Pour revenir à ce maillot domicile qui vient de sortir, on voit le blason, le logo du club, au milieu. Ça s'explique comment ? Est-ce qu'il y a une certaine symbolique ?

Je sais qu'à l'époque, lorsqu'on avait choisi de partir sur ce maillot-là, l'idée c'était de se dire qu’on veut un maillot qui incarne le côté chic et historique. Donc le chic c'était un Marine et Blanc assez élégant. Et puis le côté historique, lorsqu'on a revu les maillots de l'histoire du club, il y a eu notamment, dans les années 20, un logo qui était central. Il était au-dessus du scapulaire. Et donc on s'était dit que de mettre le logo central bien puissant, ça lui donnait beaucoup plus de visibilité, et puis ça véhiculait ce côté vintage. Donc l'histoire du blason central, c'était pour véhiculer ce côté vintage, et puis ça nous donnait, je trouve, une assise.

Ensuite, le fait qu'on ait un scapulaire, c'est un avantage, mais une contrainte d'un point de vue marketing, Ça nous impose après de mettre le logo au-dessus. Donc en fait on a une double contrainte, on ne peut pas mettre le scapulaire trop bas, parce que s'il est trop bas, le sponsor est à un niveau qui est trop bas, qui n'est plus visible, en tout cas pas assez visible pour les annonceurs. Et si on met le scapulaire trop haut, on n'a plus la place pour mettre le logo des Girondins.

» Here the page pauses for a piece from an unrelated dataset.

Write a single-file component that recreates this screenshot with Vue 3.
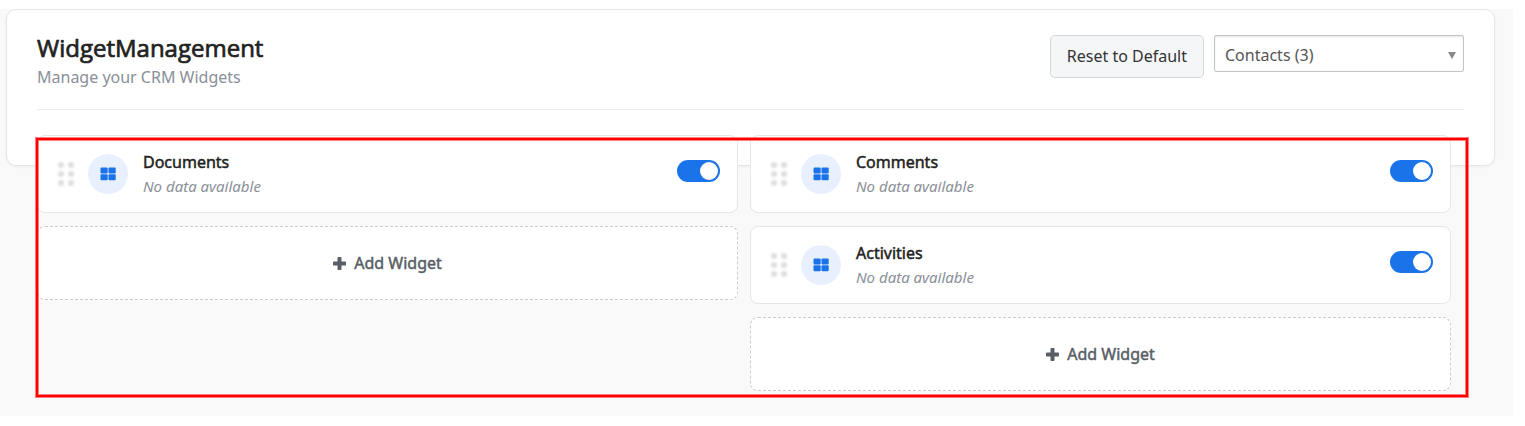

Donc ça a toujours été un long combat pendant 20 ans de trouver le bon format de scapulaire pour permettre en dessous du scapulaire une visibilité optimum du sponsor, et pour ne pas écraser au-dessus le logo du club. Et c'est vrai que cette version-là imposait un logo, un scapulaire bien plus large, pour pouvoir y insérer le blason, mais je trouvais que ça donnait un autre côté, en tout cas très vintage et surtout très puissant, très emblématique au blason.

Je trouve que ce maillot est vraiment très très réussi, je pense qu'il va plaire à beaucoup de gens avec une cible très transversale. Mais il ne faudra pas s'offusquer si le deuxième ou le troisième maillot dédié à une partie du public différente sur des codes couleurs comme celui de l'an dernier.